Job: Carry none of the pictures over; write out the complete data exactly.

Data segment:
Start

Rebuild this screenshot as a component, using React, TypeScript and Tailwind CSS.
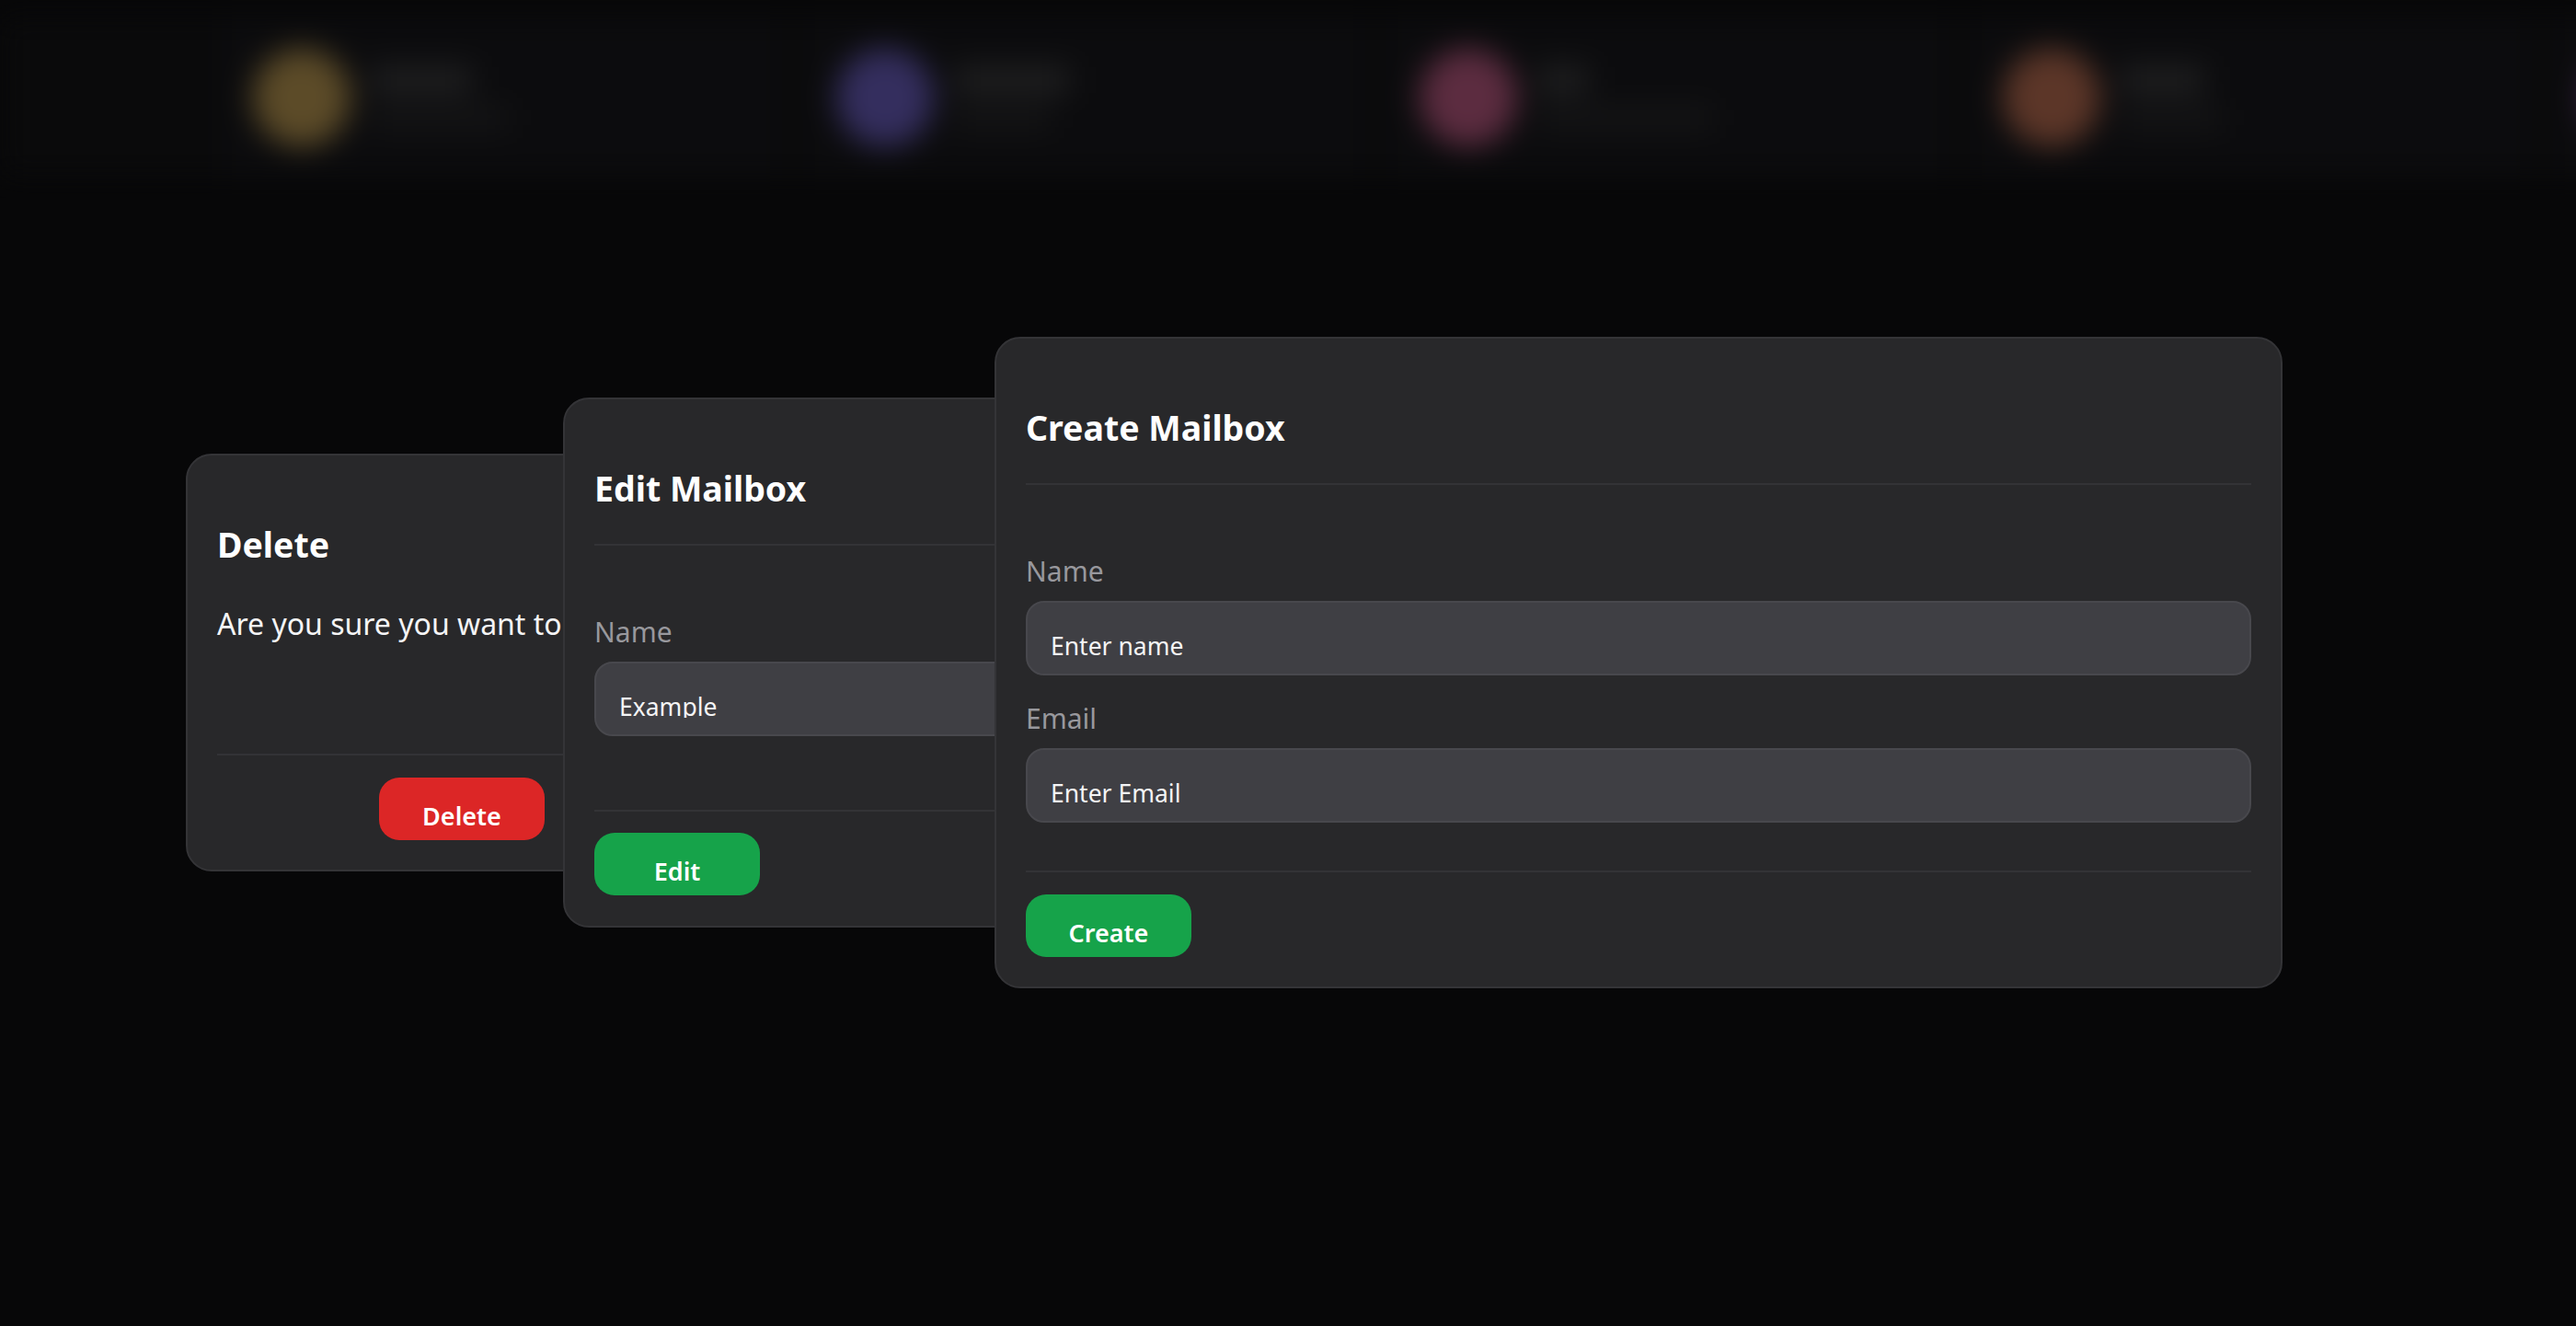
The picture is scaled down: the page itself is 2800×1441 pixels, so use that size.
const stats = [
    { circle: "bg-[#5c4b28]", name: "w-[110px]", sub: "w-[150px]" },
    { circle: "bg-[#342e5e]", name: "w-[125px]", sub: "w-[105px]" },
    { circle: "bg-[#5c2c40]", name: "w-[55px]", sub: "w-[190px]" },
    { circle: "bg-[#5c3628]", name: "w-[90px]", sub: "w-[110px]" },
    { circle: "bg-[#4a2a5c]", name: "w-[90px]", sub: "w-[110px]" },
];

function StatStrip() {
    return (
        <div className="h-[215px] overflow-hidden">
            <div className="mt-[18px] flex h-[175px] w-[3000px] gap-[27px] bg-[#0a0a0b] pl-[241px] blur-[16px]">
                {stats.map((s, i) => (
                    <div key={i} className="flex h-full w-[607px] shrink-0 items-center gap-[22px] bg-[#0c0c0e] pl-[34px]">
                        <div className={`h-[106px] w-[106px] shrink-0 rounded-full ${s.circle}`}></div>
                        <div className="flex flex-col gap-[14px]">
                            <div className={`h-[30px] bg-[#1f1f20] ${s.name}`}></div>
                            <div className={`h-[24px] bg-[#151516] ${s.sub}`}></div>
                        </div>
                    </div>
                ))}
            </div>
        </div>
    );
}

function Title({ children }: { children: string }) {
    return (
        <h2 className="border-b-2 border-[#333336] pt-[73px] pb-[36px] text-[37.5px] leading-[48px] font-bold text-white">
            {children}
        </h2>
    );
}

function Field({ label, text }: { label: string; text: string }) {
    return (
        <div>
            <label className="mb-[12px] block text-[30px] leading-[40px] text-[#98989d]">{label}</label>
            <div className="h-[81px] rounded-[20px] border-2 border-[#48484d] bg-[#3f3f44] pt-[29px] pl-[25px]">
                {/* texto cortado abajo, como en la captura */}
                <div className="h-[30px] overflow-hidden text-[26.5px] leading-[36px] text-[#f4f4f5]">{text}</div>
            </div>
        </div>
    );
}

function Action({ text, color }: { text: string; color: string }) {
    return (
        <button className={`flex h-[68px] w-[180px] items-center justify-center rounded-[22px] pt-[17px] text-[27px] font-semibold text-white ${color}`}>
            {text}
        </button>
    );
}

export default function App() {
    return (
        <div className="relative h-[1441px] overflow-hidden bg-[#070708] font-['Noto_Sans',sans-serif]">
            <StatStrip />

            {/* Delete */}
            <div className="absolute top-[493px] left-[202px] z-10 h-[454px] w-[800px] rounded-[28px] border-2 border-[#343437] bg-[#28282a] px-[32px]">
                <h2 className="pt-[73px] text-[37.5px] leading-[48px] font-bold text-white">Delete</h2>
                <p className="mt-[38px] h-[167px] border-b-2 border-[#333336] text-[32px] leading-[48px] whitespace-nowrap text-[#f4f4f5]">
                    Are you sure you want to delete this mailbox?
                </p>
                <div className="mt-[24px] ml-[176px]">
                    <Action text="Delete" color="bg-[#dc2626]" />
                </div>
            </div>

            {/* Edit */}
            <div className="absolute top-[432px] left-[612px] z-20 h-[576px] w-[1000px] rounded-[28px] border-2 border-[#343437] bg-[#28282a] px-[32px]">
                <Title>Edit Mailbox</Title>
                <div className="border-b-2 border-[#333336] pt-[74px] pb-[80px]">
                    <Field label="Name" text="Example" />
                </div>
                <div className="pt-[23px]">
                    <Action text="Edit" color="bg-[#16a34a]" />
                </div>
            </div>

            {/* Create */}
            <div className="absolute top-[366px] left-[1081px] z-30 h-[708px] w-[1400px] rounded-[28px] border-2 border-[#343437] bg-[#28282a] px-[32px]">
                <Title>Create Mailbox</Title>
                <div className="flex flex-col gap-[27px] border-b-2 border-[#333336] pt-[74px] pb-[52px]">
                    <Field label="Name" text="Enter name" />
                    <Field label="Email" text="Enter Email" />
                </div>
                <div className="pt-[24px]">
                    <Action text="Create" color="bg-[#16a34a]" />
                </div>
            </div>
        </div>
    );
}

End

The output:
Rebuild this screenshot as a component, using React, TypeScript and Tailwind CSS.
The picture is scaled down: the page itself is 2800×1441 pixels, so use that size.
const stats = [
    { circle: "bg-[#5c4b28]", name: "w-[110px]", sub: "w-[150px]" },
    { circle: "bg-[#342e5e]", name: "w-[125px]", sub: "w-[105px]" },
    { circle: "bg-[#5c2c40]", name: "w-[55px]", sub: "w-[190px]" },
    { circle: "bg-[#5c3628]", name: "w-[90px]", sub: "w-[110px]" },
    { circle: "bg-[#4a2a5c]", name: "w-[90px]", sub: "w-[110px]" },
];

function StatStrip() {
    return (
        <div className="h-[215px] overflow-hidden">
            <div className="mt-[18px] flex h-[175px] w-[3000px] gap-[27px] bg-[#0a0a0b] pl-[241px] blur-[16px]">
                {stats.map((s, i) => (
                    <div key={i} className="flex h-full w-[607px] shrink-0 items-center gap-[22px] bg-[#0c0c0e] pl-[34px]">
                        <div className={`h-[106px] w-[106px] shrink-0 rounded-full ${s.circle}`}></div>
                        <div className="flex flex-col gap-[14px]">
                            <div className={`h-[30px] bg-[#1f1f20] ${s.name}`}></div>
                            <div className={`h-[24px] bg-[#151516] ${s.sub}`}></div>
                        </div>
                    </div>
                ))}
            </div>
        </div>
    );
}

function Title({ children }: { children: string }) {
    return (
        <h2 className="border-b-2 border-[#333336] pt-[73px] pb-[36px] text-[37.5px] leading-[48px] font-bold text-white">
            {children}
        </h2>
    );
}

function Field({ label, text }: { label: string; text: string }) {
    return (
        <div>
            <label className="mb-[12px] block text-[30px] leading-[40px] text-[#98989d]">{label}</label>
            <div className="h-[81px] rounded-[20px] border-2 border-[#48484d] bg-[#3f3f44] pt-[29px] pl-[25px]">
                {/* texto cortado abajo, como en la captura */}
                <div className="h-[30px] overflow-hidden text-[26.5px] leading-[36px] text-[#f4f4f5]">{text}</div>
            </div>
        </div>
    );
}

function Action({ text, color }: { text: string; color: string }) {
    return (
        <button className={`flex h-[68px] w-[180px] items-center justify-center rounded-[22px] pt-[17px] text-[27px] font-semibold text-white ${color}`}>
            {text}
        </button>
    );
}

export default function App() {
    return (
        <div className="relative h-[1441px] overflow-hidden bg-[#070708] font-['Noto_Sans',sans-serif]">
            <StatStrip />

            {/* Delete */}
            <div className="absolute top-[493px] left-[202px] z-10 h-[454px] w-[800px] rounded-[28px] border-2 border-[#343437] bg-[#28282a] px-[32px]">
                <h2 className="pt-[73px] text-[37.5px] leading-[48px] font-bold text-white">Delete</h2>
                <p className="mt-[38px] h-[167px] border-b-2 border-[#333336] text-[32px] leading-[48px] whitespace-nowrap text-[#f4f4f5]">
                    Are you sure you want to delete this mailbox?
                </p>
                <div className="mt-[24px] ml-[176px]">
                    <Action text="Delete" color="bg-[#dc2626]" />
                </div>
            </div>

            {/* Edit */}
            <div className="absolute top-[432px] left-[612px] z-20 h-[576px] w-[1000px] rounded-[28px] border-2 border-[#343437] bg-[#28282a] px-[32px]">
                <Title>Edit Mailbox</Title>
                <div className="border-b-2 border-[#333336] pt-[74px] pb-[80px]">
                    <Field label="Name" text="Example" />
                </div>
                <div className="pt-[23px]">
                    <Action text="Edit" color="bg-[#16a34a]" />
                </div>
            </div>

            {/* Create */}
            <div className="absolute top-[366px] left-[1081px] z-30 h-[708px] w-[1400px] rounded-[28px] border-2 border-[#343437] bg-[#28282a] px-[32px]">
                <Title>Create Mailbox</Title>
                <div className="flex flex-col gap-[27px] border-b-2 border-[#333336] pt-[74px] pb-[52px]">
                    <Field label="Name" text="Enter name" />
                    <Field label="Email" text="Enter Email" />
                </div>
                <div className="pt-[24px]">
                    <Action text="Create" color="bg-[#16a34a]" />
                </div>
            </div>
        </div>
    );
}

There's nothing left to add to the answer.